[Supplied data]
-- START --

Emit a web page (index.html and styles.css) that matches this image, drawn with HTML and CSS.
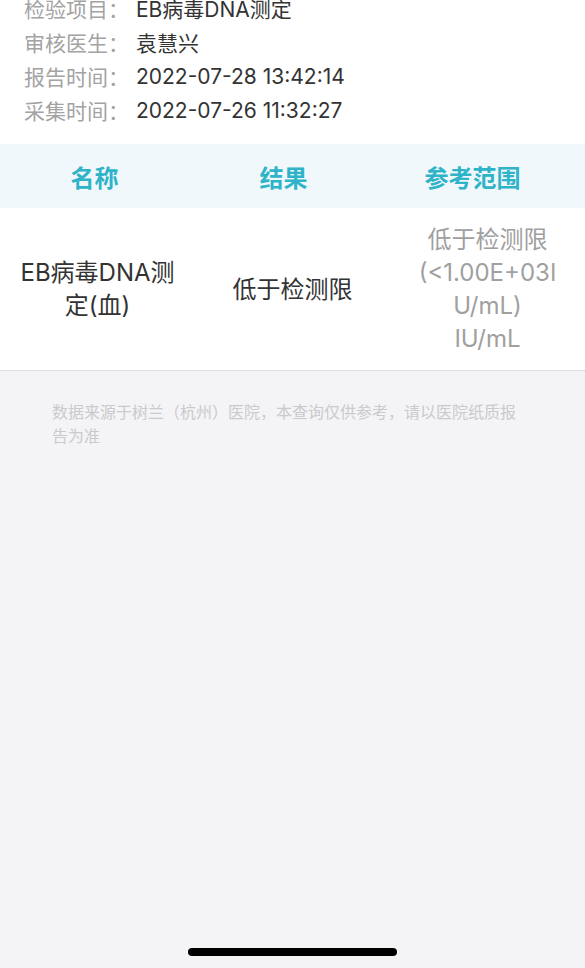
FILE: index.html
```html
<!DOCTYPE html>
<html lang="zh-CN">

<head>
    <meta charset="UTF-8">
    <title>检验报告</title>
    <link rel="stylesheet" href="styles.css">
</head>

<body>
    <div class="page">
        <section class="info">
            <div class="info-row">
                <span class="info-label">检验项目：</span>
                <span class="info-value">EB病毒DNA测定</span>
            </div>
            <div class="info-row">
                <span class="info-label">审核医生：</span>
                <span class="info-value">袁慧兴</span>
            </div>
            <div class="info-row">
                <span class="info-label">报告时间：</span>
                <span class="info-value">2022-07-28 13:42:14</span>
            </div>
            <div class="info-row">
                <span class="info-label">采集时间：</span>
                <span class="info-value">2022-07-26 11:32:27</span>
            </div>
        </section>

        <section class="result-table">
            <div class="table-head">
                <div class="head-cell">名称</div>
                <div class="head-cell">结果</div>
                <div class="head-cell">参考范围</div>
            </div>
            <div class="table-row">
                <div class="cell">EB病毒DNA测定(血)</div>
                <div class="cell">低于检测限</div>
                <div class="cell cell-range">
                    <span class="range-text">低于检测限(&lt;1.00E+03IU/mL)</span>
                    <span class="range-unit">IU/mL</span>
                </div>
            </div>
        </section>

        <p class="notice">数据来源于树兰（杭州）医院，本查询仅供参考，请以医院纸质报告为准</p>

        <div class="home-bar"></div>
    </div>
</body>

</html>
```

FILE: styles.css
```css
body {
    margin: 0;
    background-color: #f4f4f6;
    font-family: Inter, "Noto Sans CJK SC", sans-serif;
    overflow: hidden;
}

.page {
    height: 968px;
    display: flex;
    flex-direction: column;
}

.info {
    background-color: #fff;
    margin-top: -9px;
    padding: 0 24px 17px;
}

.info-row {
    display: flex;
    height: 34px;
    align-items: center;
    font-size: 21px;
}

.info-label {
    width: 112px;
    color: #a3a3a3;
}

.info-value {
    color: #333;
}

.table-head {
    display: grid;
    grid-template-columns: repeat(3, 1fr);
    height: 64px;
    align-items: center;
    padding-right: 18px;
    background-color: #f0f8fc;
}

.head-cell {
    text-align: center;
    font-size: 24px;
    font-weight: bold;
    color: #2fb3c9;
}

.table-row {
    display: grid;
    grid-template-columns: repeat(3, 1fr);
    align-items: center;
    padding: 15px 0;
    background-color: #fff;
    border-bottom: 1px solid #dedede;
}

.cell {
    padding: 0 18px;
    text-align: center;
    font-size: 24px;
    line-height: 33px;
    color: #333;
}

.cell-range {
    padding: 0 26px;
    color: #a0a0a0;
    overflow-wrap: anywhere;
}

.range-text,
.range-unit {
    display: block;
}

.notice {
    margin: 0;
    padding: 29px 62px 0 52px;
    font-size: 16px;
    line-height: 24px;
    color: #cacacd;
}

.home-bar {
    margin: auto auto 12px;
    width: 209px;
    height: 8px;
    border-radius: 4px;
    background-color: #000;
}
```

-- END --

[What you are asked to do]
Reproduce every line exactly and omit all pictures.

[The completed task]
Emit a web page (index.html and styles.css) that matches this image, drawn with HTML and CSS.
FILE: index.html
```html
<!DOCTYPE html>
<html lang="zh-CN">

<head>
    <meta charset="UTF-8">
    <title>检验报告</title>
    <link rel="stylesheet" href="styles.css">
</head>

<body>
    <div class="page">
        <section class="info">
            <div class="info-row">
                <span class="info-label">检验项目：</span>
                <span class="info-value">EB病毒DNA测定</span>
            </div>
            <div class="info-row">
                <span class="info-label">审核医生：</span>
                <span class="info-value">袁慧兴</span>
            </div>
            <div class="info-row">
                <span class="info-label">报告时间：</span>
                <span class="info-value">2022-07-28 13:42:14</span>
            </div>
            <div class="info-row">
                <span class="info-label">采集时间：</span>
                <span class="info-value">2022-07-26 11:32:27</span>
            </div>
        </section>

        <section class="result-table">
            <div class="table-head">
                <div class="head-cell">名称</div>
                <div class="head-cell">结果</div>
                <div class="head-cell">参考范围</div>
            </div>
            <div class="table-row">
                <div class="cell">EB病毒DNA测定(血)</div>
                <div class="cell">低于检测限</div>
                <div class="cell cell-range">
                    <span class="range-text">低于检测限(&lt;1.00E+03IU/mL)</span>
                    <span class="range-unit">IU/mL</span>
                </div>
            </div>
        </section>

        <p class="notice">数据来源于树兰（杭州）医院，本查询仅供参考，请以医院纸质报告为准</p>

        <div class="home-bar"></div>
    </div>
</body>

</html>
```

FILE: styles.css
```css
body {
    margin: 0;
    background-color: #f4f4f6;
    font-family: Inter, "Noto Sans CJK SC", sans-serif;
    overflow: hidden;
}

.page {
    height: 968px;
    display: flex;
    flex-direction: column;
}

.info {
    background-color: #fff;
    margin-top: -9px;
    padding: 0 24px 17px;
}

.info-row {
    display: flex;
    height: 34px;
    align-items: center;
    font-size: 21px;
}

.info-label {
    width: 112px;
    color: #a3a3a3;
}

.info-value {
    color: #333;
}

.table-head {
    display: grid;
    grid-template-columns: repeat(3, 1fr);
    height: 64px;
    align-items: center;
    padding-right: 18px;
    background-color: #f0f8fc;
}

.head-cell {
    text-align: center;
    font-size: 24px;
    font-weight: bold;
    color: #2fb3c9;
}

.table-row {
    display: grid;
    grid-template-columns: repeat(3, 1fr);
    align-items: center;
    padding: 15px 0;
    background-color: #fff;
    border-bottom: 1px solid #dedede;
}

.cell {
    padding: 0 18px;
    text-align: center;
    font-size: 24px;
    line-height: 33px;
    color: #333;
}

.cell-range {
    padding: 0 26px;
    color: #a0a0a0;
    overflow-wrap: anywhere;
}

.range-text,
.range-unit {
    display: block;
}

.notice {
    margin: 0;
    padding: 29px 62px 0 52px;
    font-size: 16px;
    line-height: 24px;
    color: #cacacd;
}

.home-bar {
    margin: auto auto 12px;
    width: 209px;
    height: 8px;
    border-radius: 4px;
    background-color: #000;
}
```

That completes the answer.